Carl Zimmer. Parasite Rex : Inside the Bizarre World of Nature’s Most Dangerous Creatures

What a strange, disgusting, fascinating book! Zimmer, a science journalist and blogger, writes engagingly about parasites and the bewildering range of adaptive behaviours that allow them to survive in their hosts. According to Zimmer, parasites have been relatively neglected by modern biology, and the lack of focus has impoverished our understanding of the host creatures which many biologists have preferred to study in isolation from the parasites that live in them. In fact, Zimmer argues, once we grasp the mechanisms by which parasites take control of host’s bodies, and the thoroughgoing changes they can force on them, we can begin to see that entire ecosystems look completely different than they otherwise would because of parasites. Great fun!

Alison Bechdel. Fun Home: A Family Tragicomic

Thanks to Upyernoz for recommending this. Bechdel’s autobiographical graphic novel looks back at her father’s life, their relationship, his death, and her coming out. Totally engrossing. From start to finish, I could hardly put it down.

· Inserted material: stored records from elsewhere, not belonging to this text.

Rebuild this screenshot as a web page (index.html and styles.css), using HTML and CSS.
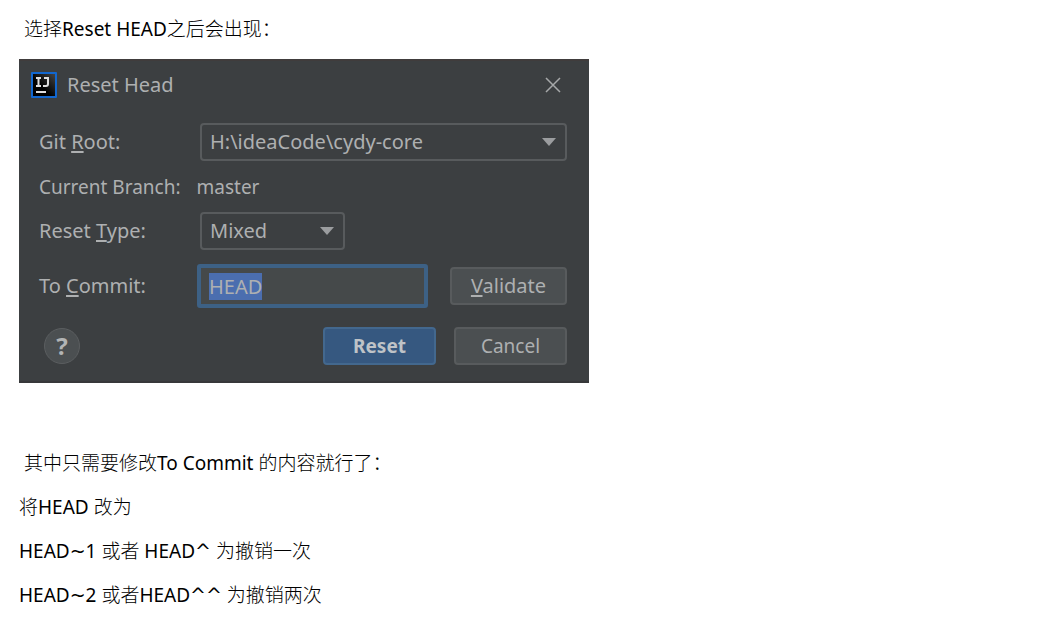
FILE: index.html
```html
<!DOCTYPE html>
<html lang="zh-CN">
<head>
<meta charset="utf-8">
<title>Reset HEAD</title>
<link rel="stylesheet" href="styles.css">
</head>
<body>
<main class="article">
  <p class="lead">选择<span class="latin">Reset HEAD</span>之后会出现：</p>
  <form class="dialog">
    <header class="titlebar">
      <svg class="logo" viewBox="0 0 26 26" aria-hidden="true">
        <defs><linearGradient id="shade" x1="1" y1="0" x2="0" y2="1"><stop offset="0" stop-color="#444"/><stop offset=".6" stop-color="#000"/></linearGradient></defs>
        <rect width="26" height="26" rx="1" fill="#1267cf"/>
        <rect x="2" y="2" width="22" height="22" fill="url(#shade)"/>
        <path d="M5 6h5M7.500 6v8M5 14h5M13 6h4v6q0 2-2 2h-3M5 20h10" fill="none" stroke="#dedede" stroke-width="2"/>
      </svg>
      <h1 class="title">Reset Head</h1>
      <button class="close" type="button" aria-label="Close">
        <svg viewBox="0 0 16 16" width="16" height="16"><path d="M1 1l14 14M15 1L1 15" stroke="#a6a8a9" stroke-width="1.500"/></svg>
      </button>
    </header>
    <div class="row">
      <label class="label" for="root">Git <u>R</u>oot:</label>
      <span class="picker picker-wide">
        <select id="root"><option>H:\ideaCode\cydy-core</option></select>
        <svg class="arrow" viewBox="0 0 14 8" aria-hidden="true"><path d="M0 0h14L7 8z" fill="#9b9d9f"/></svg>
      </span>
    </div>
    <div class="row row-branch"><span>Current Branch:</span><span>master</span></div>
    <div class="row">
      <label class="label" for="type">Reset <u>T</u>ype:</label>
      <span class="picker">
        <select id="type"><option>Mixed</option></select>
        <svg class="arrow" viewBox="0 0 14 8" aria-hidden="true"><path d="M0 0h14L7 8z" fill="#9b9d9f"/></svg>
      </span>
    </div>
    <div class="row row-commit">
      <label class="label label-commit" for="commit">To <u>C</u>ommit:</label>
      <input class="commit" id="commit" type="text" value="HEAD" spellcheck="false">
      <button class="button validate" type="button"><span><u>V</u>alidate</span></button>
    </div>
    <footer class="actions">
      <button class="help" type="button" aria-label="Help">?</button>
      <button class="button primary" type="button">Reset</button>
      <button class="button" type="button">Cancel</button>
    </footer>
  </form>
  <p class="lead">其中只需要修改<span class="latin">To Commit </span>的内容就行了：</p>
  <p>将<span class="latin">HEAD </span>改为</p>
  <p><span class="latin">HEAD<span class="mark">~</span>1 </span>或者<span class="latin"> HEAD<span class="mark">^</span> </span>为撤销一次</p>
  <p><span class="latin">HEAD<span class="mark">~</span>2 </span>或者<span class="latin">HEAD<span class="mark">^^</span> </span>为撤销两次</p>
</main>
<script src="script.js"></script>
</body>
</html>
```

FILE: styles.css
```css
* { box-sizing: border-box; }

body {
  margin: 0;
  background: #fff;
  color: #000;
  font-family: "Noto Sans", "Noto Sans CJK SC", sans-serif;
  font-size: 19px;
  line-height: 24px;
}

.article { padding: 17px 19px 0; }

p { margin: 0 0 20px; font-weight: 300; }
p:last-child { margin-bottom: 0; }
.latin { font-weight: 400; }
.mark { font-family: "DejaVu Sans", sans-serif; line-height: 1; }
.lead { padding-left: 5px; }
.lead:first-child { margin-bottom: 18px; }

.dialog {
  width: 100%;
  max-width: 570px;
  margin-bottom: 68px;
  padding: 0 22px 16px 20px;
  border-top: 2px solid #403c3c;
  border-bottom: 2px solid #37383a;
  background: #3c3f41;
  color: #aeb0b1;
  font-size: 20px;
}

.titlebar {
  display: flex;
  align-items: center;
  height: 48px;
  margin: 0 -4px 14px -8px;
}
.logo { width: 26px; height: 26px; margin-right: 10px; }
.title { flex: 1; margin: 0; font-size: 20px; font-weight: 400; }
.close {
  display: flex;
  margin-right: 10px;
  padding: 0;
  border: 0;
  background: none;
}

.row { display: flex; align-items: center; }
.label { width: 161px; }
.label-commit { width: 158px; }
.row-branch { gap: 16px; margin: 13px 0 12px; height: 26px; font-size: 19px; }
.row-commit { margin: 14px 0 19px; }

u { text-decoration-thickness: 2px; text-underline-offset: 2px; }

.picker { display: grid; align-items: center; width: 145px; }
.picker-wide { flex: 1; width: auto; }
.picker > * { grid-area: 1 / 1; }
.arrow { justify-self: end; width: 14px; height: 8px; margin-right: 11px; pointer-events: none; }

select {
  width: 100%;
  height: 38px;
  padding: 0 30px 0 8px;
  border: 2px solid #585b5d;
  border-radius: 4px;
  appearance: none;
  background: #3c3f41;
  color: inherit;
  font: inherit;
}

.commit {
  flex: 1;
  min-width: 0;
  height: 44px;
  margin-right: 22px;
  padding: 0 8px;
  border: 4px solid #3d6185;
  border-radius: 3px;
  outline: 0;
  background: #45494a;
  color: #aeb0b1;
  font: inherit;
}
.commit::selection { background: #4b6eaf; color: #aeb0b1; }

.button {
  width: 113px;
  height: 38px;
  padding: 0;
  border: 2px solid #585b5d;
  border-radius: 4px;
  background: #4b4f51;
  color: inherit;
  font: inherit;
}
.validate { width: 117px; }
.primary {
  border-color: #43688e;
  background: #365880;
  color: #bfc3c7;
  font-weight: 700;
}

.actions { display: flex; align-items: center; gap: 18px; font-size: 19px; }
.help {
  width: 36px;
  height: 36px;
  margin: 0 auto 0 5px;
  padding: 0;
  border: 1px solid #5b5e60;
  border-radius: 50%;
  background: #4b4f51;
  color: #b2b4b5;
  font: inherit;
  font-size: 24px;
  font-weight: 700;
}
```

FILE: script.js
```js
const commit = document.getElementById("commit");
commit.focus();
commit.select();
```
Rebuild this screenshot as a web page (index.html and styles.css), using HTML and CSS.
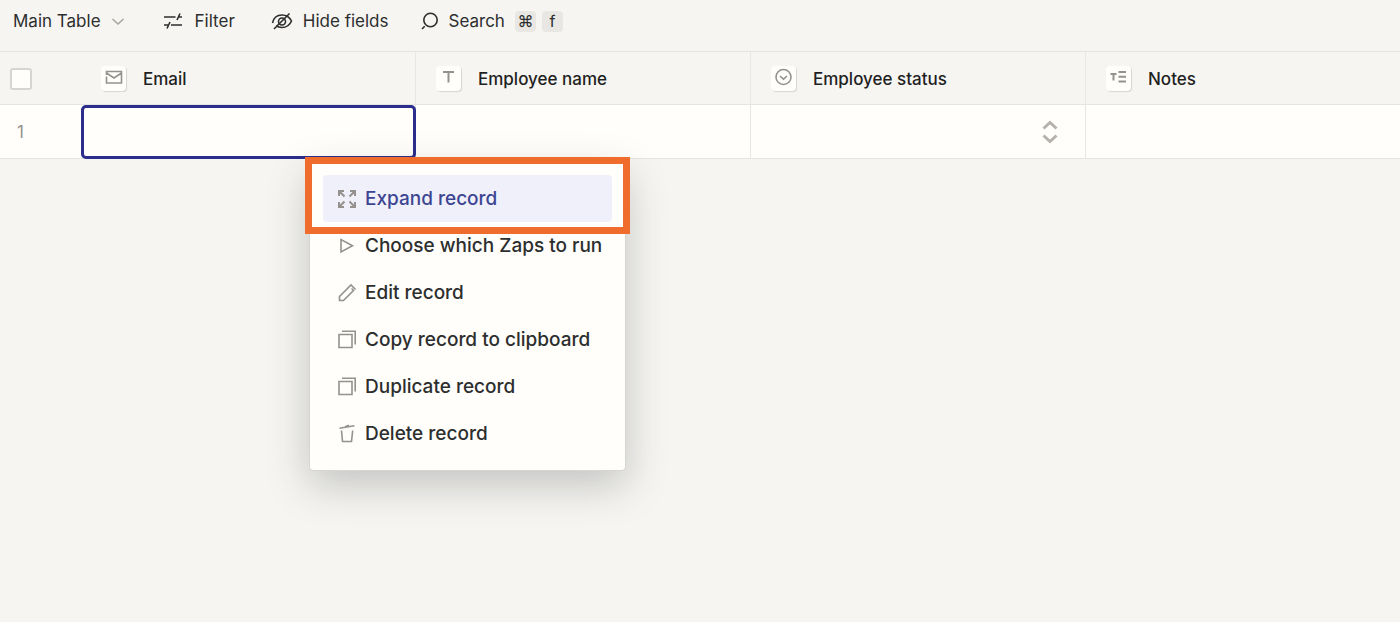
FILE: index.html
```html
<!DOCTYPE html>
<html lang="en">
<head>
    <meta charset="UTF-8">
    <meta name="viewport" content="width=device-width, initial-scale=1.0">
    <title>Main Table</title>
    <link rel="stylesheet" href="styles.css">
</head>
<body>

<!-- Toolbar -->
<header class="toolbar">
    <button type="button" class="tool tool-view">
        Main Table
        <svg class="chevron" width="14" height="14" viewBox="0 0 14 14"><path d="M1.500 5l5.500 5 5.500-5"/></svg>
    </button>
    <button type="button" class="tool tool-filter">
        <svg width="20" height="20" viewBox="0 0 20 20"><path d="M1 6h11.500M15 6h4M17 2.500l-3 6.500M19 14H8M5 14H1M7 11l-3 6.500"/></svg>
        Filter
    </button>
    <button type="button" class="tool tool-hide">
        <svg width="22" height="20" viewBox="0 0 22 20"><path d="M1.500 12C2.500 7 6 4 11 4c4.500 0 8 3 9.500 6-1.500 3.500-5 6.500-9.500 6.500-2.500 0-4.500-.7-6-1.800M18.500 2.500L3 18"/><circle cx="11" cy="10.500" r="3.500"/></svg>
        Hide fields
    </button>
    <button type="button" class="tool tool-search">
        <svg width="20" height="20" viewBox="0 0 20 20"><circle cx="10.500" cy="9" r="6.700"/><path d="M4.700 15.200l-2.700 2.800"/></svg>
        Search
        <span class="keys"><kbd>⌘</kbd><kbd>f</kbd></span>
    </button>
</header>

<!-- Records -->
<table class="records">
    <thead>
        <tr>
            <th class="col-index"><input type="checkbox" aria-label="Select all records"></th>
            <th class="col-email">
                <div class="field">
                    <span class="field-icon"><svg width="18" height="18" viewBox="0 0 18 18"><path d="M1.500 7V3.500h15v11.500h-15V8.500M1.500 5L9 10l7.500-5"/></svg></span>
                    Email
                </div>
            </th>
            <th class="col-field">
                <div class="field">
                    <span class="field-icon"><svg width="18" height="18" viewBox="0 0 18 18"><path class="bold" d="M3 4h11M8.500 4V14.500"/></svg></span>
                    Employee name
                </div>
            </th>
            <th class="col-field">
                <div class="field">
                    <span class="field-icon"><svg width="18" height="18" viewBox="0 0 18 18"><circle cx="8.500" cy="9" r="7.500"/><path d="M5 8l3.500 3.200L12 8"/></svg></span>
                    Employee status
                </div>
            </th>
            <th>
                <div class="field">
                    <span class="field-icon"><svg width="18" height="18" viewBox="0 0 18 18"><path class="bold" d="M.5 6h6M3.500 6v6.500M8.500 4H16M8.500 8.700H16M8.500 13.500H16"/></svg></span>
                    Notes
                </div>
            </th>
        </tr>
    </thead>
    <tbody>
        <tr>
            <td class="col-index">1</td>
            <td class="selected">
                <input type="text" class="cell-input" aria-label="Email">

                <!-- Row context menu -->
                <div class="menu" role="menu">
                    <button type="button" role="menuitem" class="menu-item active">
                        <svg width="20" height="20" viewBox="0 0 20 20"><path class="bold" d="M2 7V2h5M2 2l5.500 5.500M13 2h5v5M18 2l-5.500 5.500M2 13v5h5M2 18l5.500-5.500M13 18h5v-5M18 18l-5.500-5.500"/></svg>
                        Expand record
                    </button>
                    <button type="button" role="menuitem" class="menu-item">
                        <svg width="20" height="20" viewBox="0 0 20 20"><path d="M4 3.500v12.500L15.500 9.700z"/></svg>
                        Choose which Zaps to run
                    </button>
                    <button type="button" role="menuitem" class="menu-item">
                        <svg width="20" height="20" viewBox="0 0 20 20"><path d="M18.500 6.500L14 2 2.500 13.500v4h4L16.500 7.500l-2-2"/></svg>
                        Edit record
                    </button>
                    <button type="button" role="menuitem" class="menu-item">
                        <svg width="20" height="20" viewBox="0 0 20 20"><path d="M2 4.500h13v13H2zM5 1.300h13.200v13.200"/></svg>
                        Copy record to clipboard
                    </button>
                    <button type="button" role="menuitem" class="menu-item">
                        <svg width="20" height="20" viewBox="0 0 20 20"><path d="M2 4.500h13v13H2zM5 1.300h13.200v13.200"/></svg>
                        Duplicate record
                    </button>
                    <button type="button" role="menuitem" class="menu-item">
                        <svg width="20" height="20" viewBox="0 0 20 20"><path d="M4.500 6.500l1 11h9l1.200-11M2.500 4.200l15-2.500M8 2.800l4-1.500"/></svg>
                        Delete record
                    </button>
                    <span class="callout"></span>
                </div>
            </td>
            <td></td>
            <td>
                <button type="button" class="status-toggle" aria-label="Choose employee status">
                    <svg width="16" height="24" viewBox="0 0 16 24"><path d="M1.500 8.500L8 2.500l6.500 6M1.500 15.500L8 21.500l6.500-6"/></svg>
                </button>
            </td>
            <td></td>
        </tr>
    </tbody>
</table>

</body>
</html>
```
FILE: styles.css
```css
* {
    box-sizing: border-box;
}

body {
    margin: 0;
    min-height: 100vh;
    background-color: #f6f5f2;
    color: #2d2e2e;
    font-family: Inter, "Liberation Sans", sans-serif;
    font-size: 17px;
}

button {
    border: none;
    background: none;
    color: inherit;
    font: inherit;
    cursor: pointer;
}

svg {
    flex-shrink: 0;
    fill: none;
    stroke: currentColor;
    stroke-width: 1.6;
}

svg .bold {
    stroke-width: 2;
}

/* Toolbar */
.toolbar {
    display: flex;
    align-items: center;
    gap: 32px;
    height: 51px;
    padding: 0 13px 9px;
}

.tool {
    display: flex;
    align-items: center;
    gap: 10px;
    padding: 0;
    white-space: nowrap;
}

.tool-view {
    margin-right: 6px;
}

.tool-filter {
    gap: 12px;
}

.tool-hide {
    margin-left: 4px;
}

.tool-search {
    gap: 8px;
}

.chevron {
    color: #a8a5a0;
}

.keys {
    display: flex;
    gap: 6px;
    margin-left: 2px;
}

kbd {
    width: 21px;
    height: 21px;
    border-radius: 4px;
    background-color: #e8e7e4;
    font-family: inherit;
    font-size: 16px;
    line-height: 21px;
    text-align: center;
}

/* Records table */
.records {
    width: 100%;
    table-layout: fixed;
    border-collapse: separate;
    border-spacing: 0;
    border-top: 1px solid #e5e4e1;
}

.records th,
.records td {
    height: 53px;
    padding: 0;
    border-right: 1px solid #e8e7e4;
    border-bottom: 1px solid #e5e4e1;
    text-align: left;
}

.records th {
    padding-top: 1px;
    color: #1f1f1f;
    font-weight: 500;
}

.records td {
    height: 54px;
    background-color: #fffefb;
}

.records th:last-child,
.records td:last-child,
.records .col-index {
    border-right: none;
}

.col-index {
    width: 82px;
}

.records td.col-index {
    padding-left: 17px;
    color: #95928e;
}

.col-email {
    width: 334px;
}

.col-field {
    width: 335px;
}

.col-index input {
    display: block;
    appearance: none;
    width: 22px;
    height: 22px;
    margin: 0 0 0 10px;
    border: 2px solid #d7d5d2;
    border-radius: 3px;
    background-color: #fffefb;
}

.field {
    display: flex;
    align-items: center;
    gap: 17px;
    padding-left: 20px;
}

.col-email .field {
    padding-left: 19px;
}

.field-icon {
    display: flex;
    justify-content: center;
    width: 25px;
    height: 25px;
    padding-top: 2px;
    border-radius: 4px;
    background-color: #fffefb;
    box-shadow: 1px 1px 1px #d7d5d2;
    color: #95928e;
}

/* Selected cell */
.records .selected {
    position: relative;
    padding-top: 1px;
}

.cell-input {
    display: block;
    width: 100%;
    height: 52px;
    padding: 0 16px;
    border: none;
    border-radius: 4px;
    outline: 3px solid #2b2e8c;
    outline-offset: -2px;
    background-color: #fffefb;
    font: inherit;
}

.status-toggle {
    display: flex;
    margin-left: auto;
    margin-right: 27px;
    padding: 0;
    color: #b5b2ae;
}

.status-toggle svg {
    stroke-width: 3;
}

/* Context menu */
.menu {
    position: absolute;
    top: 56px;
    left: 227px;
    z-index: 1;
    width: 317px;
    padding: 13px;
    border: 1px solid #d7d5d2;
    border-radius: 4px;
    background-color: #fffefb;
    box-shadow: 0 14px 40px rgba(45, 46, 46, 0.25);
}

.menu-item {
    display: flex;
    align-items: center;
    gap: 8px;
    width: 100%;
    height: 47px;
    padding: 0 14px;
    border-radius: 4px;
    font-size: 19px;
    font-weight: 500;
    white-space: nowrap;
}

.menu-item svg {
    color: #95928e;
}

.menu-item.active {
    background-color: #f0f0fa;
    color: #3d4592;
}

.callout {
    position: absolute;
    top: -5px;
    left: -5px;
    right: -5px;
    height: 77px;
    border: 7px solid #f06c2c;
    pointer-events: none;
}
```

Jeff Warren. The Head Trip: Adventures on the Wheel of Consciousness

I’ve always thought of “consciousness” as referring to a waking state, but Warren clearly has something broader in mind – awareness or thought of any kind, I think. At any rate, his investigation takes him from the hypnagogic (the quasi-dream state we enter as we fall to sleep), different sorts of dreams, states of consciousness achieved in meditation and hypnosis, and more. Each of these subjects comes in for an interesting and articulate review of the recent scientific literature on the subject, along with some autobiographical musings and experiments of the author’s own. The author is quite funny at times, and at others he’s more than a little loopy. But he’s clearly a smart fellow who has done his homework. Philosophers and neuroscientists might groan over the odd passage, but this is a funny, intelligent book, and I’m glad to have read it.